Sublimar o espírito religioso
A Paz desarmada jamais resultará apenas dos acordos políticos, todavia, igualmente, de uma profunda sublimação do espírito religioso.
Abraão Lincoln (1809-1865), lembrado como o abolicionista norte-americano da escravatura negra em seu país, é um dos baluartes da moderna democracia e uma das maiores figuras da história dos Estados Unidos da América.
Em 1860, disputou as eleições para a presidência da República, tornando-se o 16º presidente estadunidense. Ao iniciar seu governo, em 1861, enfrentou a separação de sete Estados escravistas do sul, que formaram os Estados Confederados da América.
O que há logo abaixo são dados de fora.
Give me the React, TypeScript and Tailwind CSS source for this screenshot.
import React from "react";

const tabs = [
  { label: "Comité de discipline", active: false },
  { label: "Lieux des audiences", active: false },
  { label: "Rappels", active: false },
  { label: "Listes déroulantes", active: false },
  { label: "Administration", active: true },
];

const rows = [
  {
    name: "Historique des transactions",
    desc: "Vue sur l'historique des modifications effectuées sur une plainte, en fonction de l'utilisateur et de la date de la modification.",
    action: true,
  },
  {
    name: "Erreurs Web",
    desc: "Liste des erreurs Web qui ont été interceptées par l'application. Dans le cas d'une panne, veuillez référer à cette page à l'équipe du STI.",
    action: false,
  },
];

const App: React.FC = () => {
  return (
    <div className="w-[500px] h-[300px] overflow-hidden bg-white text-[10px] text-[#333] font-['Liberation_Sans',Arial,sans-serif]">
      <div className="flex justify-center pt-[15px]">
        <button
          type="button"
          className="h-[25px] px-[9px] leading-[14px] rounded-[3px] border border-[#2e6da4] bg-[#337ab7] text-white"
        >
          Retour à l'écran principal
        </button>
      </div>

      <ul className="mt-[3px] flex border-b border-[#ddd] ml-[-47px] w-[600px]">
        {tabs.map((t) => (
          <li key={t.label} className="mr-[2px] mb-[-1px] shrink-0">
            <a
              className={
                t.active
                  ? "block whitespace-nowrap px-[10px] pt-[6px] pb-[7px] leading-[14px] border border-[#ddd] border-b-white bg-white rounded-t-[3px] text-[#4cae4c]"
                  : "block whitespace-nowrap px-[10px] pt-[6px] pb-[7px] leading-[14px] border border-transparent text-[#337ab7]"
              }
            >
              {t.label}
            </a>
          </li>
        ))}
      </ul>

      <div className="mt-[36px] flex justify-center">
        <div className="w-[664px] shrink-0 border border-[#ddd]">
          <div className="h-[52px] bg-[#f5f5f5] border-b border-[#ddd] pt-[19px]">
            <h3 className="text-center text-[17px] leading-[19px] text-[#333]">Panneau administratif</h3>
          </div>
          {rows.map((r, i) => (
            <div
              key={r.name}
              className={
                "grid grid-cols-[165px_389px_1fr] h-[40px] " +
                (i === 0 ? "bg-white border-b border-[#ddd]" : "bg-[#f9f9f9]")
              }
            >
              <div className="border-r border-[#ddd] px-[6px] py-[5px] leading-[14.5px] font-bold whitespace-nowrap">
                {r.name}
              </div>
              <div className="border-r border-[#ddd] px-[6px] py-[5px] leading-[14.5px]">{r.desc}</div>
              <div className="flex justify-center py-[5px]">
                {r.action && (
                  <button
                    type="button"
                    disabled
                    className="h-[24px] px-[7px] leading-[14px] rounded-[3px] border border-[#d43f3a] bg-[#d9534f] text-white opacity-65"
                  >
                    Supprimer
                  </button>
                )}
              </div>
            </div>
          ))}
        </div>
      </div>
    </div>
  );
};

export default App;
O velho Abe, entretanto, não reconheceu essa separação, ratificou a soberania nacional sobre as unidades rebeldes e, exortando-as à conciliação, garantiu-lhes que jamais partiria dele uma ofensiva armada. Porém, os separatistas tomaram o forte Sumter, na Virgínia Ocidental, levando o país à famosa Guerra da Secessão. Os confederados renderam-se em 9 de abril de 1865, em Appomattox, Virgínia.
Na noite de 14 de abril de 1865, uma Sexta-Feira Santa, o ator John Wilkes Booth (1839-1865), defensor da escravatura negra e com forte ligação com os confederados, membro de uma notável família de atores, assassinou Lincoln, no Teatro Ford, em Washington, Estados Unidos.
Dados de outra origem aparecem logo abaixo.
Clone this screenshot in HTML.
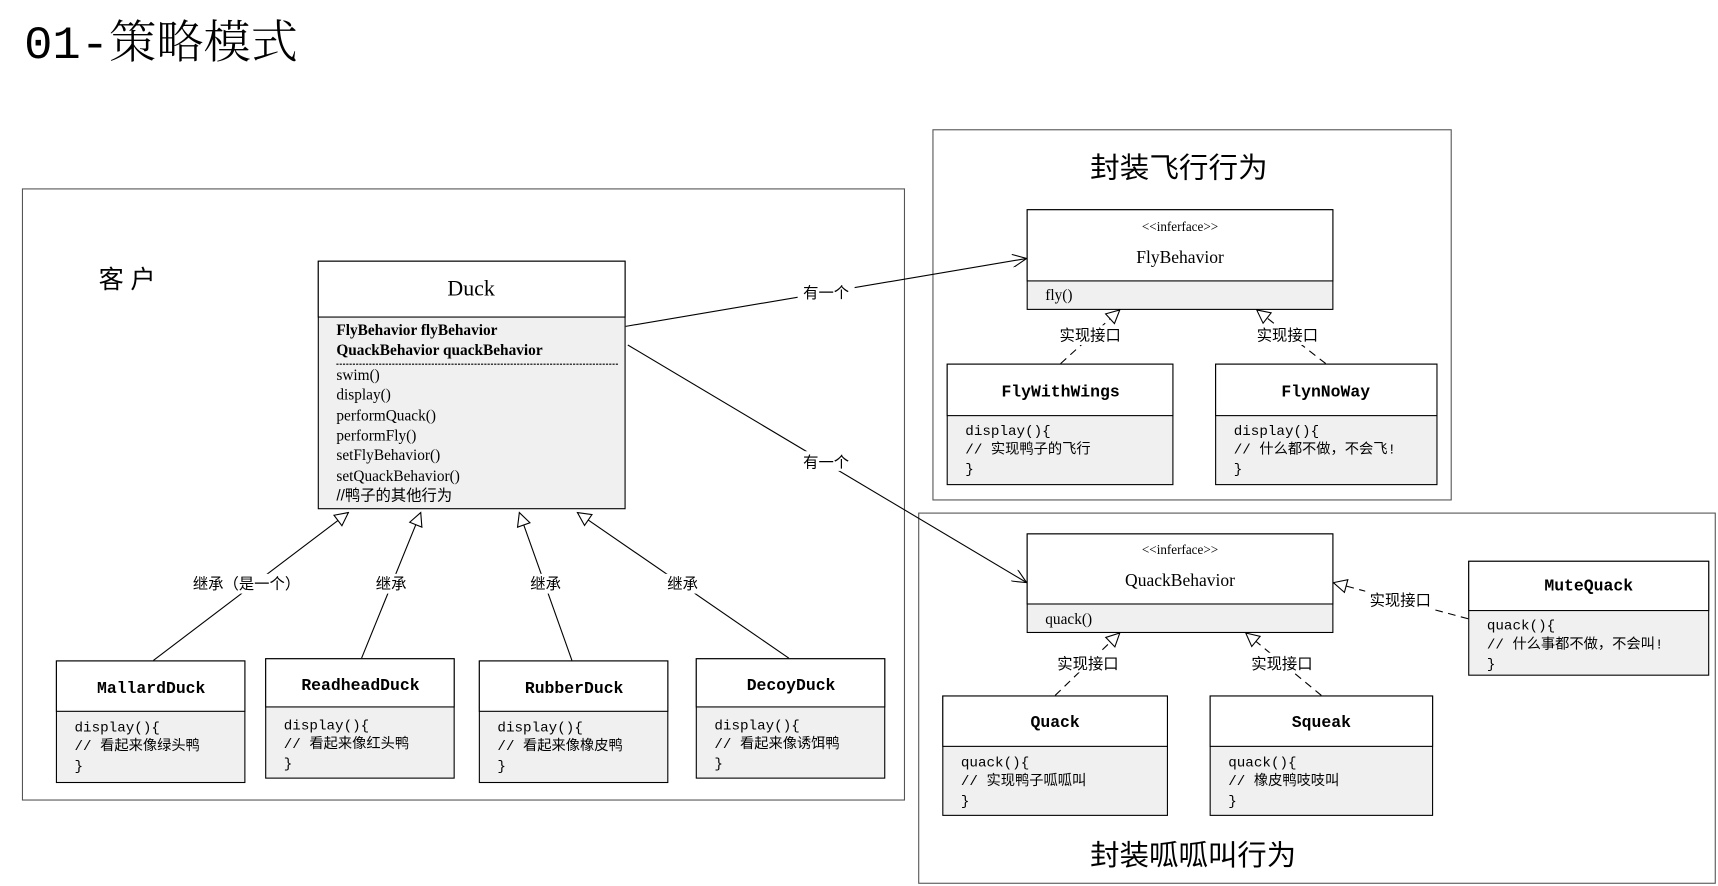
<!DOCTYPE html>
<html><head><meta charset="utf-8"><style>
html,body{margin:0;padding:0;background:#fff;width:1718px;height:886px;overflow:hidden}
svg{display:block}
.s{font-family:"Liberation Serif","Noto Serif CJK SC",serif}
.m{font-family:"Liberation Mono","Noto Sans CJK SC",monospace}
.c{font-family:"Liberation Sans","Noto Sans CJK SC",sans-serif}
</style></head><body>
<svg width="1718" height="886" viewBox="0 0 1568 809" preserveAspectRatio="none" xmlns="http://www.w3.org/2000/svg">
<defs>
<marker id="open" markerWidth="14" markerHeight="12" refX="13" refY="6" orient="auto" markerUnits="userSpaceOnUse"><path d="M0,0 L13,6 L0,12" fill="none" stroke="#000"/></marker>
<marker id="tri" markerWidth="14" markerHeight="14" refX="13" refY="7" orient="auto" markerUnits="userSpaceOnUse"><path d="M1,1 L13,7 L1,13 Z" fill="#fff" stroke="#000"/></marker>
</defs>
<text x="22" y="53" font-family="'Liberation Mono','Noto Serif CJK SC',serif" font-size="42" font-weight="300" textLength="250" lengthAdjust="spacingAndGlyphs">01-策略模式</text>
<g fill="none" stroke="#555" stroke-width="1">
<rect x="20.5" y="172.5" width="805" height="558"/>
<rect x="851.5" y="118.5" width="473" height="338"/>
<rect x="838.5" y="468.5" width="727" height="338"/>
</g>
<text x="90" y="263" class="c" font-size="23" textLength="52">客户</text>
<text x="995" y="162" class="c" font-size="26" textLength="162" lengthAdjust="spacingAndGlyphs">封装飞行行为</text>
<text x="995" y="790" class="c" font-size="26" textLength="188" lengthAdjust="spacingAndGlyphs">封装呱呱叫行为</text>

<g stroke="#000" stroke-width="1" fill="none">
<line x1="571" y1="298" x2="937" y2="236" marker-end="url(#open)"/>
<line x1="573" y1="315" x2="937" y2="532" marker-end="url(#open)"/>
<line x1="140" y1="603" x2="318" y2="468" marker-end="url(#tri)"/>
<line x1="330" y1="601" x2="384" y2="468" marker-end="url(#tri)"/>
<line x1="522" y1="603" x2="474" y2="468" marker-end="url(#tri)"/>
<line x1="720" y1="601" x2="527" y2="468" marker-end="url(#tri)"/>
<g stroke-dasharray="7,5">
<line x1="968" y1="332" x2="1022" y2="283" marker-end="url(#tri)"/>
<line x1="1210" y1="332" x2="1147" y2="283" marker-end="url(#tri)"/>
<line x1="963" y1="635" x2="1022" y2="578" marker-end="url(#tri)"/>
<line x1="1206" y1="635" x2="1137" y2="578" marker-end="url(#tri)"/>
<line x1="1340" y1="565" x2="1217" y2="532" marker-end="url(#tri)"/>
</g>
</g>
<g class="c" font-size="14" text-anchor="middle">
<rect x="728" y="258" width="52" height="18" fill="#fff"/><text x="754" y="272">有一个</text>
<rect x="728" y="412" width="52" height="18" fill="#fff"/><text x="754" y="427">有一个</text>
<rect x="165" y="524" width="112" height="18" fill="#fff"/><text x="225" y="538">继承（是一个）</text>
<rect x="340" y="524" width="34" height="18" fill="#fff"/><text x="357" y="538">继承</text>
<rect x="481" y="524" width="34" height="18" fill="#fff"/><text x="498" y="538">继承</text>
<rect x="606" y="524" width="34" height="18" fill="#fff"/><text x="623" y="538">继承</text>
<rect x="963" y="297" width="64" height="18" fill="#fff"/><text x="995" y="311">实现接口</text>
<rect x="1143" y="297" width="64" height="18" fill="#fff"/><text x="1175" y="311">实现接口</text>
<rect x="961" y="596" width="64" height="18" fill="#fff"/><text x="993" y="611">实现接口</text>
<rect x="1138" y="596" width="64" height="18" fill="#fff"/><text x="1170" y="611">实现接口</text>
<rect x="1246" y="539" width="64" height="18" fill="#fff"/><text x="1278" y="553">实现接口</text>
</g>

<g stroke="#000" stroke-width="1">
<rect x="290.5" y="238.5" width="280" height="226" fill="#f0f0f0"/>
<rect x="290.5" y="238.5" width="280" height="51" fill="#fff"/>
<line x1="307" y1="332.5" x2="565" y2="332.5" stroke-dasharray="2,1"/>
</g>
<text x="430" y="270" class="s" font-size="20" text-anchor="middle">Duck</text>
<g class="s" font-size="14">
<text x="307" y="306" font-weight="bold">FlyBehavior flyBehavior</text>
<text x="307" y="324" font-weight="bold">QuackBehavior quackBehavior</text>
<text x="307" y="347">swim()</text>
<text x="307" y="365">display()</text>
<text x="307" y="384">performQuack()</text>
<text x="307" y="402">performFly()</text>
<text x="307" y="420">setFlyBehavior()</text>
<text x="307" y="439">setQuackBehavior()</text>
<text x="307" y="457" class="c">//鸭子的其他行为</text>
</g>

<g stroke="#000" stroke-width="1">
<rect x="937.5" y="191.5" width="279" height="91" fill="#f0f0f0"/>
<rect x="937.5" y="191.5" width="279" height="65" fill="#fff"/>
<rect x="937.5" y="487.5" width="279" height="90" fill="#f0f0f0"/>
<rect x="937.5" y="487.5" width="279" height="64" fill="#fff"/>
</g>
<g class="s" text-anchor="middle">
<text x="1077" y="211" font-size="12">&lt;&lt;inferface&gt;&gt;</text>
<text x="1077" y="240" font-size="16">FlyBehavior</text>
<text x="1077" y="506" font-size="12">&lt;&lt;inferface&gt;&gt;</text>
<text x="1077" y="535" font-size="16">QuackBehavior</text>
</g>
<text x="954" y="274" class="s" font-size="14">fly()</text>
<text x="954" y="570" class="s" font-size="14">quack()</text>

<g stroke="#000" stroke-width="1">
<rect x="864.5" y="332.5" width="206" height="110" fill="#f0f0f0"/><rect x="864.5" y="332.5" width="206" height="47" fill="#fff"/>
<rect x="1109.5" y="332.5" width="202" height="110" fill="#f0f0f0"/><rect x="1109.5" y="332.5" width="202" height="47" fill="#fff"/>
<rect x="1340.5" y="512.5" width="219" height="104" fill="#f0f0f0"/><rect x="1340.5" y="512.5" width="219" height="45" fill="#fff"/>
<rect x="860.5" y="635.5" width="205" height="109" fill="#f0f0f0"/><rect x="860.5" y="635.5" width="205" height="46" fill="#fff"/>
<rect x="1104.5" y="635.5" width="203" height="109" fill="#f0f0f0"/><rect x="1104.5" y="635.5" width="203" height="46" fill="#fff"/>
<rect x="51.5" y="603.5" width="172" height="111" fill="#f0f0f0"/><rect x="51.5" y="603.5" width="172" height="46" fill="#fff"/>
<rect x="242.5" y="601.5" width="172" height="109" fill="#f0f0f0"/><rect x="242.5" y="601.5" width="172" height="44" fill="#fff"/>
<rect x="437.5" y="603.5" width="172" height="111" fill="#f0f0f0"/><rect x="437.5" y="603.5" width="172" height="46" fill="#fff"/>
<rect x="635.5" y="601.5" width="172" height="109" fill="#f0f0f0"/><rect x="635.5" y="601.5" width="172" height="44" fill="#fff"/>
</g>
<g class="m" font-size="15" font-weight="bold" text-anchor="middle">
<text x="968" y="362">FlyWithWings</text>
<text x="1210" y="362">FlynNoWay</text>
<text x="1450" y="539">MuteQuack</text>
<text x="963" y="664">Quack</text>
<text x="1206" y="664">Squeak</text>
<text x="138" y="633">MallardDuck</text>
<text x="329" y="630">ReadheadDuck</text>
<text x="524" y="633">RubberDuck</text>
<text x="722" y="630">DecoyDuck</text>
</g>
<g class="m" font-size="13">
<text x="881" y="397">display(){</text><text x="881" y="414">// 实现鸭子的飞行</text><text x="881" y="432">}</text>
<text x="1126" y="397">display(){</text><text x="1126" y="414">// 什么都不做，不会飞!</text><text x="1126" y="432">}</text>
<text x="1357" y="575">quack(){</text><text x="1357" y="592">// 什么事都不做，不会叫!</text><text x="1357" y="610">}</text>
<text x="877" y="700">quack(){</text><text x="877" y="717">// 实现鸭子呱呱叫</text><text x="877" y="735">}</text>
<text x="1121" y="700">quack(){</text><text x="1121" y="717">// 橡皮鸭吱吱叫</text><text x="1121" y="735">}</text>
<text x="68" y="668">display(){</text><text x="68" y="685">// 看起来像绿头鸭</text><text x="68" y="703">}</text>
<text x="259" y="666">display(){</text><text x="259" y="683">// 看起来像红头鸭</text><text x="259" y="701">}</text>
<text x="454" y="668">display(){</text><text x="454" y="685">// 看起来像橡皮鸭</text><text x="454" y="703">}</text>
<text x="652" y="666">display(){</text><text x="652" y="683">// 看起来像诱饵鸭</text><text x="652" y="701">}</text>
</g>
</svg>
</body></html>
Ele disse certa vez: “Quando pratico o Bem, sinto-me bem; quando pratico o mal, sinto-me mal. Eis a minha religião”.
Ora, ninguém poderá chamar o velho Abraão Lincoln de incréu. Não acompanhar qualquer rebanho religioso não significa desacreditar numa Inteligência Justa e Suprema.
A herança deixada pela Era da Razão, do Iluminismo, aliada à Fé Realizante que desenvolvemos na nossa labuta diária, permite-nos melhor compreender um Deus cuja Face é Amor, por sinal muito bem expresso nas palavras de Lincoln.
Portanto, eis uma das motivações do Fórum Ecce Deus! que estamos lançando ao debate dos Seres de Boa Vontade e de bom senso, crentes ou descrentes há tantos anos.